▶ [YOUR GOAL]:
Reproduce the top of the data verbatim, through and including the line that contains "const EPI = '免疫规划疫苗';".

▶ [DATA SEGMENT]:

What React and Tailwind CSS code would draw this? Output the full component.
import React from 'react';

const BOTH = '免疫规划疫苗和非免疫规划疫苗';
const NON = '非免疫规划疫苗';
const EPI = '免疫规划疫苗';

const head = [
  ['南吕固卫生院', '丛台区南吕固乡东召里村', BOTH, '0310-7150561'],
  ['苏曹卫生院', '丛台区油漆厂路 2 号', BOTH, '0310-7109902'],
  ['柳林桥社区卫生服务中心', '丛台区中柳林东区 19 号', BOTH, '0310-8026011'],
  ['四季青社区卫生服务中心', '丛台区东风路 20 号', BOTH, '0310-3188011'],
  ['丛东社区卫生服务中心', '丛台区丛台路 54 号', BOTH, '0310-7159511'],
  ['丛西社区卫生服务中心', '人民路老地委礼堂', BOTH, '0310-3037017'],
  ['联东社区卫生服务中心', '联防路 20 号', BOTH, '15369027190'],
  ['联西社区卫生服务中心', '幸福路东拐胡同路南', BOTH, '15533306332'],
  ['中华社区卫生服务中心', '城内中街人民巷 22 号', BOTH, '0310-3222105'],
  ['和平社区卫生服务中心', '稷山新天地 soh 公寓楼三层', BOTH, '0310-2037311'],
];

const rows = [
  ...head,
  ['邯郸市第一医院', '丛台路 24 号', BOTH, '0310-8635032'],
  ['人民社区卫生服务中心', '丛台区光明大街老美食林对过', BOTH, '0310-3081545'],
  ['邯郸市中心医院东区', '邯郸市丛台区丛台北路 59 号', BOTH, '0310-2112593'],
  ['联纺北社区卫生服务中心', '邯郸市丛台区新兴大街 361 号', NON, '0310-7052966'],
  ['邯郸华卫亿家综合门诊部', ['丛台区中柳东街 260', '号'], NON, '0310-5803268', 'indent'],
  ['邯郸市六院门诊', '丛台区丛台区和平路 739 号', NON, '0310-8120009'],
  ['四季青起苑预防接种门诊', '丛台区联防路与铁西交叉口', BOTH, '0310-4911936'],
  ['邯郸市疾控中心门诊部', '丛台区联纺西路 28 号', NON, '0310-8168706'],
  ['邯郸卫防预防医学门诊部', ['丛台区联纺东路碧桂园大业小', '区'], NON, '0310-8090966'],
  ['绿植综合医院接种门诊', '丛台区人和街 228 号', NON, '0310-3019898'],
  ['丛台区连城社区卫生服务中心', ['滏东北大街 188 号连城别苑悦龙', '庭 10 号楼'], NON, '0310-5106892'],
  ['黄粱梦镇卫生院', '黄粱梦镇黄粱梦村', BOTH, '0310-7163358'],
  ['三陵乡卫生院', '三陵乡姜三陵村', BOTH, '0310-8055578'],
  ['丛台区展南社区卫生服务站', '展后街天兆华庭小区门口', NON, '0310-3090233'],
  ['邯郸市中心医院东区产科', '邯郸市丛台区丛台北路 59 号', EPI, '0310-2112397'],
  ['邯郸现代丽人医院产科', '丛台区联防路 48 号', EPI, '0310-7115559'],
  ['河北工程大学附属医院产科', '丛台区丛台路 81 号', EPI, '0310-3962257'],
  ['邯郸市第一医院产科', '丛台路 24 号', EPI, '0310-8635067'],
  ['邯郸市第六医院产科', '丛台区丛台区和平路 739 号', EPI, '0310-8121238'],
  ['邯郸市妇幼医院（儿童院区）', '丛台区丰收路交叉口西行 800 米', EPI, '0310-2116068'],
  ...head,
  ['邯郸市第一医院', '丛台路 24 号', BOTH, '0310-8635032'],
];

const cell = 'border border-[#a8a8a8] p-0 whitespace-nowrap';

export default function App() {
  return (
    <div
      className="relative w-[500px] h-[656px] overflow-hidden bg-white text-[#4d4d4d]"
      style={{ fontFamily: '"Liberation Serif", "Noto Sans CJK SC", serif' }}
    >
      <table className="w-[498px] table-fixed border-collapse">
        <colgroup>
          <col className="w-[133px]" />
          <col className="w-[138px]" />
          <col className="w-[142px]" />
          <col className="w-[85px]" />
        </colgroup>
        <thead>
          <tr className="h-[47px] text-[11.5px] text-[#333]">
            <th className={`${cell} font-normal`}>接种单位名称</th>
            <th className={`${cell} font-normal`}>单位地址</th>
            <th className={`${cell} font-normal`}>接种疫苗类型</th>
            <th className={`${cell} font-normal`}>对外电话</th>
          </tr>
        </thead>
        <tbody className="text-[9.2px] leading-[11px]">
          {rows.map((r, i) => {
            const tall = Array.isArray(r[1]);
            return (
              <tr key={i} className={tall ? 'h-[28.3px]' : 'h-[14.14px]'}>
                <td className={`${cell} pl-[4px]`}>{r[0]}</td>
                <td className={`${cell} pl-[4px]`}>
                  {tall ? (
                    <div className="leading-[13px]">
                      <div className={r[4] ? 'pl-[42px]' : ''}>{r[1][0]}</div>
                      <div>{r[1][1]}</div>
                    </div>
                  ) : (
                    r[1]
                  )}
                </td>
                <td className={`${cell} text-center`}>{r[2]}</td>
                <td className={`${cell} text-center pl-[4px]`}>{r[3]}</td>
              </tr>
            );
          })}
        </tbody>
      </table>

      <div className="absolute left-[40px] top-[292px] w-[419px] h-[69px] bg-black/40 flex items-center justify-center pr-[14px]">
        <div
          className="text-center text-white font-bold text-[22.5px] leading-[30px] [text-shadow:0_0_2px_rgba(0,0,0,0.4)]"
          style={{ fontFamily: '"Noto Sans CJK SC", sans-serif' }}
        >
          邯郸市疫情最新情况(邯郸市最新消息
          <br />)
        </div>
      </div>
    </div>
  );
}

▶ [FULL SOLUTION]:
What React and Tailwind CSS code would draw this? Output the full component.
import React from 'react';

const BOTH = '免疫规划疫苗和非免疫规划疫苗';
const NON = '非免疫规划疫苗';
const EPI = '免疫规划疫苗';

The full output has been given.